• [REQUEST] Images are not part of the copy; write out the rest of the data exactly as given.

Records:
========================================
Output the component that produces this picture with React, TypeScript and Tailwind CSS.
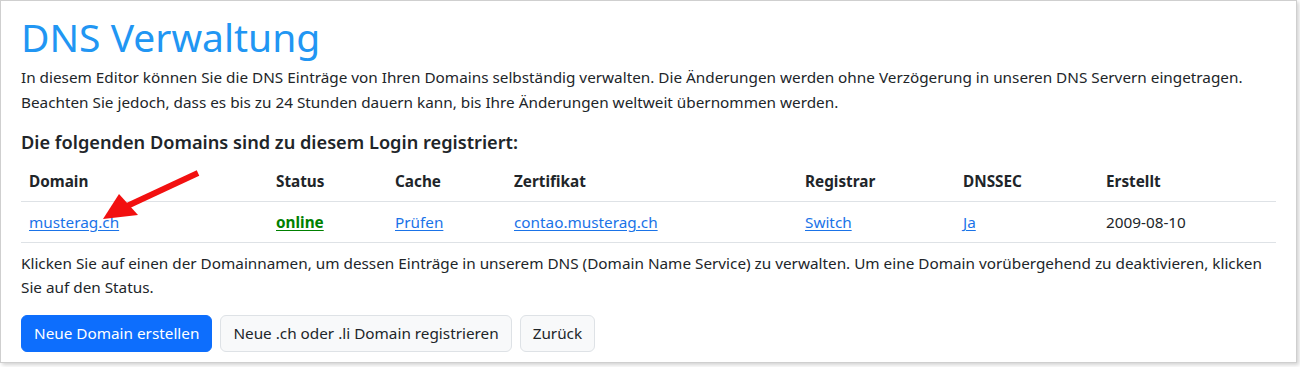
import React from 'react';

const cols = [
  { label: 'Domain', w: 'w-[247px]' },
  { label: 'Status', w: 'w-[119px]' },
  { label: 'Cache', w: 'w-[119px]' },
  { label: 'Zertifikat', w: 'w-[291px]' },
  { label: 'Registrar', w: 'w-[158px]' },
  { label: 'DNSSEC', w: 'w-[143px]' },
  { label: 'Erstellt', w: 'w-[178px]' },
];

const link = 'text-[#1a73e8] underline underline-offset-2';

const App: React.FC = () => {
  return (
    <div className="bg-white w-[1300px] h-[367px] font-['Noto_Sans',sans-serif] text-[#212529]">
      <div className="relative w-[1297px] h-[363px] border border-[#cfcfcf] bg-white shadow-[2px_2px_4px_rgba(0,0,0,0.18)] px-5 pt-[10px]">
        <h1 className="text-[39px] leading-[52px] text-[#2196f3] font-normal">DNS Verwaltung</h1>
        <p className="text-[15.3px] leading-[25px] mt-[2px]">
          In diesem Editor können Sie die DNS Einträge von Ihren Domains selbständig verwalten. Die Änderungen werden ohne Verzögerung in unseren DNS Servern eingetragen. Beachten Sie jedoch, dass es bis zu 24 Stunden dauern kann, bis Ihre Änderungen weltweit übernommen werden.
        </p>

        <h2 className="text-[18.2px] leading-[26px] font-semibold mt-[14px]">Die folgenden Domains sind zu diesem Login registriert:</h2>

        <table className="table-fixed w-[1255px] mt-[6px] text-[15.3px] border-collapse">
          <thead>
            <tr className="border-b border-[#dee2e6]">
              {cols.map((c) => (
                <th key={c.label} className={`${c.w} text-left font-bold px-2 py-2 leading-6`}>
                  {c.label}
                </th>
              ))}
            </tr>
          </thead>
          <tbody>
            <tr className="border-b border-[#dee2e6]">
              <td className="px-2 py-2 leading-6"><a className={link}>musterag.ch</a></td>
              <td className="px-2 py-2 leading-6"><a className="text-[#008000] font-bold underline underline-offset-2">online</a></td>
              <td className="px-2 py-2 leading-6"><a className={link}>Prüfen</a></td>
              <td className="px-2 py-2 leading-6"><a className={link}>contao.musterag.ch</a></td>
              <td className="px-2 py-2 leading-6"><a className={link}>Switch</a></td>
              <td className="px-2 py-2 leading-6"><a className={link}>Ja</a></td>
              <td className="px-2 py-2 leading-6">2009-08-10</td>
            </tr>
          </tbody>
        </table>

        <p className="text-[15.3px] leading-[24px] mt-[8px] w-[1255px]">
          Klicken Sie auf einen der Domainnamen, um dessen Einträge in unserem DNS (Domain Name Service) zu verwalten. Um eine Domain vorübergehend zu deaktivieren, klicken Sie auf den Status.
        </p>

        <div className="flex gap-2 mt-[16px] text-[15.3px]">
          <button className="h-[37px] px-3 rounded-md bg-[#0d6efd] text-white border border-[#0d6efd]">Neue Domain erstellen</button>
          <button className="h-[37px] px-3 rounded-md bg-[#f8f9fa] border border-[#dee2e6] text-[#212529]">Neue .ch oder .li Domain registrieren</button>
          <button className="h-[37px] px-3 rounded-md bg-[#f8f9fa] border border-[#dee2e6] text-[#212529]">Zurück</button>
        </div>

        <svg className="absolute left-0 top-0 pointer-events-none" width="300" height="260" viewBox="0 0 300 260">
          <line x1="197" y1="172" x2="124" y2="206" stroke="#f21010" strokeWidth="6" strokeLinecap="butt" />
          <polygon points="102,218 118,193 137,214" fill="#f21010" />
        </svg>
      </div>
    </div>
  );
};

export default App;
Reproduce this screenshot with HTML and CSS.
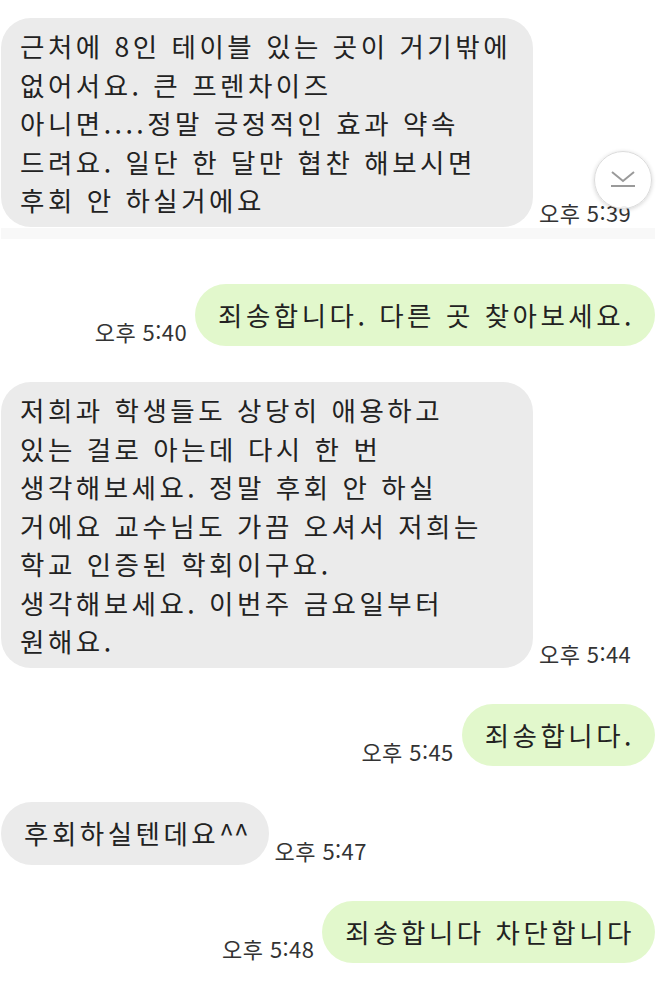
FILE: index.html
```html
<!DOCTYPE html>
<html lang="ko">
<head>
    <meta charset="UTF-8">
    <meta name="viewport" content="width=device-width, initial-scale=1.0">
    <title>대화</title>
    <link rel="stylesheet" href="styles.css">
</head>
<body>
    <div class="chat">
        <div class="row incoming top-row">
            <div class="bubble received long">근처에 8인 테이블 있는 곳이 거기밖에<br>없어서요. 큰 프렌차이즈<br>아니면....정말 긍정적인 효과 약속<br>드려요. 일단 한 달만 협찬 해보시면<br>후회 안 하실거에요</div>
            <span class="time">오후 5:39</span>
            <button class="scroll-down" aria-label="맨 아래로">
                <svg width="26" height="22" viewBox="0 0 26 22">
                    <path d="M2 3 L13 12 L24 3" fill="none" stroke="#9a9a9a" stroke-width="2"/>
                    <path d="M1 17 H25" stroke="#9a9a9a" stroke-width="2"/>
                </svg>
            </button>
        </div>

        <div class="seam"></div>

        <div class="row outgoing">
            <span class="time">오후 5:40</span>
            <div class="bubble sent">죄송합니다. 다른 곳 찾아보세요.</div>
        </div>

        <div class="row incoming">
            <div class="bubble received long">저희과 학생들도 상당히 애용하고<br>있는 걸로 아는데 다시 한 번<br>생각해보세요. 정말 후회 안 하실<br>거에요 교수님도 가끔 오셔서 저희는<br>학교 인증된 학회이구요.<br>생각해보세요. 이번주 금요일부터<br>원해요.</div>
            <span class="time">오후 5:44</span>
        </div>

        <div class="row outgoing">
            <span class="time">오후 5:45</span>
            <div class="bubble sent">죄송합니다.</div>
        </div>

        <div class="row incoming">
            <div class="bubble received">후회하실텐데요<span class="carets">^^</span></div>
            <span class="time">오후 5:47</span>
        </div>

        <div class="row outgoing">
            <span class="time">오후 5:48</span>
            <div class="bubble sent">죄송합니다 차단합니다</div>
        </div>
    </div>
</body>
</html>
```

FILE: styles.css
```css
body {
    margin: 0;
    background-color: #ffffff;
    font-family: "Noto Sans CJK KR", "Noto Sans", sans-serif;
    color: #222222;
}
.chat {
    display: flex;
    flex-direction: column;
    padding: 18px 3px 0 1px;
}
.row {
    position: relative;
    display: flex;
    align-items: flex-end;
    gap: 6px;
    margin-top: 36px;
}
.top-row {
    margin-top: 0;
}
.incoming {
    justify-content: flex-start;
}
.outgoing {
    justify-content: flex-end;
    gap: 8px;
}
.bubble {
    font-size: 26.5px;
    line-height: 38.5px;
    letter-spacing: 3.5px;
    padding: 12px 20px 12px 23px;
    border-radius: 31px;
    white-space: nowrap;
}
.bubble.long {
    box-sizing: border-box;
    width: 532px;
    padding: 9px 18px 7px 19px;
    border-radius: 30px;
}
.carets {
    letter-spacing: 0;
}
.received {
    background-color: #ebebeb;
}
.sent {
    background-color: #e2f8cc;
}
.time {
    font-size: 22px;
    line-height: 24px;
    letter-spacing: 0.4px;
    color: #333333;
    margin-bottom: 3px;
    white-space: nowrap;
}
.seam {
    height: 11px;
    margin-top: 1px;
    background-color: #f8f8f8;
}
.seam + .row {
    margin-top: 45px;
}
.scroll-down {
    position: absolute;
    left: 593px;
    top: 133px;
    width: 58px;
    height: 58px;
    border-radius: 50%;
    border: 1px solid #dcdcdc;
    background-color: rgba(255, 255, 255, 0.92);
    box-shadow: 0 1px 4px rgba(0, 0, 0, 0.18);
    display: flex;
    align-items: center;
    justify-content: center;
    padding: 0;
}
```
========================================
• [EXERCISE RESULT]
Output the component that produces this picture with React, TypeScript and Tailwind CSS.
import React from 'react';

const cols = [
  { label: 'Domain', w: 'w-[247px]' },
  { label: 'Status', w: 'w-[119px]' },
  { label: 'Cache', w: 'w-[119px]' },
  { label: 'Zertifikat', w: 'w-[291px]' },
  { label: 'Registrar', w: 'w-[158px]' },
  { label: 'DNSSEC', w: 'w-[143px]' },
  { label: 'Erstellt', w: 'w-[178px]' },
];

const link = 'text-[#1a73e8] underline underline-offset-2';

const App: React.FC = () => {
  return (
    <div className="bg-white w-[1300px] h-[367px] font-['Noto_Sans',sans-serif] text-[#212529]">
      <div className="relative w-[1297px] h-[363px] border border-[#cfcfcf] bg-white shadow-[2px_2px_4px_rgba(0,0,0,0.18)] px-5 pt-[10px]">
        <h1 className="text-[39px] leading-[52px] text-[#2196f3] font-normal">DNS Verwaltung</h1>
        <p className="text-[15.3px] leading-[25px] mt-[2px]">
          In diesem Editor können Sie die DNS Einträge von Ihren Domains selbständig verwalten. Die Änderungen werden ohne Verzögerung in unseren DNS Servern eingetragen. Beachten Sie jedoch, dass es bis zu 24 Stunden dauern kann, bis Ihre Änderungen weltweit übernommen werden.
        </p>

        <h2 className="text-[18.2px] leading-[26px] font-semibold mt-[14px]">Die folgenden Domains sind zu diesem Login registriert:</h2>

        <table className="table-fixed w-[1255px] mt-[6px] text-[15.3px] border-collapse">
          <thead>
            <tr className="border-b border-[#dee2e6]">
              {cols.map((c) => (
                <th key={c.label} className={`${c.w} text-left font-bold px-2 py-2 leading-6`}>
                  {c.label}
                </th>
              ))}
            </tr>
          </thead>
          <tbody>
            <tr className="border-b border-[#dee2e6]">
              <td className="px-2 py-2 leading-6"><a className={link}>musterag.ch</a></td>
              <td className="px-2 py-2 leading-6"><a className="text-[#008000] font-bold underline underline-offset-2">online</a></td>
              <td className="px-2 py-2 leading-6"><a className={link}>Prüfen</a></td>
              <td className="px-2 py-2 leading-6"><a className={link}>contao.musterag.ch</a></td>
              <td className="px-2 py-2 leading-6"><a className={link}>Switch</a></td>
              <td className="px-2 py-2 leading-6"><a className={link}>Ja</a></td>
              <td className="px-2 py-2 leading-6">2009-08-10</td>
            </tr>
          </tbody>
        </table>

        <p className="text-[15.3px] leading-[24px] mt-[8px] w-[1255px]">
          Klicken Sie auf einen der Domainnamen, um dessen Einträge in unserem DNS (Domain Name Service) zu verwalten. Um eine Domain vorübergehend zu deaktivieren, klicken Sie auf den Status.
        </p>

        <div className="flex gap-2 mt-[16px] text-[15.3px]">
          <button className="h-[37px] px-3 rounded-md bg-[#0d6efd] text-white border border-[#0d6efd]">Neue Domain erstellen</button>
          <button className="h-[37px] px-3 rounded-md bg-[#f8f9fa] border border-[#dee2e6] text-[#212529]">Neue .ch oder .li Domain registrieren</button>
          <button className="h-[37px] px-3 rounded-md bg-[#f8f9fa] border border-[#dee2e6] text-[#212529]">Zurück</button>
        </div>

        <svg className="absolute left-0 top-0 pointer-events-none" width="300" height="260" viewBox="0 0 300 260">
          <line x1="197" y1="172" x2="124" y2="206" stroke="#f21010" strokeWidth="6" strokeLinecap="butt" />
          <polygon points="102,218 118,193 137,214" fill="#f21010" />
        </svg>
      </div>
    </div>
  );
};

export default App;
Reproduce this screenshot with HTML and CSS.
FILE: index.html
```html
<!DOCTYPE html>
<html lang="ko">
<head>
    <meta charset="UTF-8">
    <meta name="viewport" content="width=device-width, initial-scale=1.0">
    <title>대화</title>
    <link rel="stylesheet" href="styles.css">
</head>
<body>
    <div class="chat">
        <div class="row incoming top-row">
            <div class="bubble received long">근처에 8인 테이블 있는 곳이 거기밖에<br>없어서요. 큰 프렌차이즈<br>아니면....정말 긍정적인 효과 약속<br>드려요. 일단 한 달만 협찬 해보시면<br>후회 안 하실거에요</div>
            <span class="time">오후 5:39</span>
            <button class="scroll-down" aria-label="맨 아래로">
                <svg width="26" height="22" viewBox="0 0 26 22">
                    <path d="M2 3 L13 12 L24 3" fill="none" stroke="#9a9a9a" stroke-width="2"/>
                    <path d="M1 17 H25" stroke="#9a9a9a" stroke-width="2"/>
                </svg>
            </button>
        </div>

        <div class="seam"></div>

        <div class="row outgoing">
            <span class="time">오후 5:40</span>
            <div class="bubble sent">죄송합니다. 다른 곳 찾아보세요.</div>
        </div>

        <div class="row incoming">
            <div class="bubble received long">저희과 학생들도 상당히 애용하고<br>있는 걸로 아는데 다시 한 번<br>생각해보세요. 정말 후회 안 하실<br>거에요 교수님도 가끔 오셔서 저희는<br>학교 인증된 학회이구요.<br>생각해보세요. 이번주 금요일부터<br>원해요.</div>
            <span class="time">오후 5:44</span>
        </div>

        <div class="row outgoing">
            <span class="time">오후 5:45</span>
            <div class="bubble sent">죄송합니다.</div>
        </div>

        <div class="row incoming">
            <div class="bubble received">후회하실텐데요<span class="carets">^^</span></div>
            <span class="time">오후 5:47</span>
        </div>

        <div class="row outgoing">
            <span class="time">오후 5:48</span>
            <div class="bubble sent">죄송합니다 차단합니다</div>
        </div>
    </div>
</body>
</html>
```

FILE: styles.css
```css
body {
    margin: 0;
    background-color: #ffffff;
    font-family: "Noto Sans CJK KR", "Noto Sans", sans-serif;
    color: #222222;
}
.chat {
    display: flex;
    flex-direction: column;
    padding: 18px 3px 0 1px;
}
.row {
    position: relative;
    display: flex;
    align-items: flex-end;
    gap: 6px;
    margin-top: 36px;
}
.top-row {
    margin-top: 0;
}
.incoming {
    justify-content: flex-start;
}
.outgoing {
    justify-content: flex-end;
    gap: 8px;
}
.bubble {
    font-size: 26.5px;
    line-height: 38.5px;
    letter-spacing: 3.5px;
    padding: 12px 20px 12px 23px;
    border-radius: 31px;
    white-space: nowrap;
}
.bubble.long {
    box-sizing: border-box;
    width: 532px;
    padding: 9px 18px 7px 19px;
    border-radius: 30px;
}
.carets {
    letter-spacing: 0;
}
.received {
    background-color: #ebebeb;
}
.sent {
    background-color: #e2f8cc;
}
.time {
    font-size: 22px;
    line-height: 24px;
    letter-spacing: 0.4px;
    color: #333333;
    margin-bottom: 3px;
    white-space: nowrap;
}
.seam {
    height: 11px;
    margin-top: 1px;
    background-color: #f8f8f8;
}
.seam + .row {
    margin-top: 45px;
}
.scroll-down {
    position: absolute;
    left: 593px;
    top: 133px;
    width: 58px;
    height: 58px;
    border-radius: 50%;
    border: 1px solid #dcdcdc;
    background-color: rgba(255, 255, 255, 0.92);
    box-shadow: 0 1px 4px rgba(0, 0, 0, 0.18);
    display: flex;
    align-items: center;
    justify-content: center;
    padding: 0;
}
```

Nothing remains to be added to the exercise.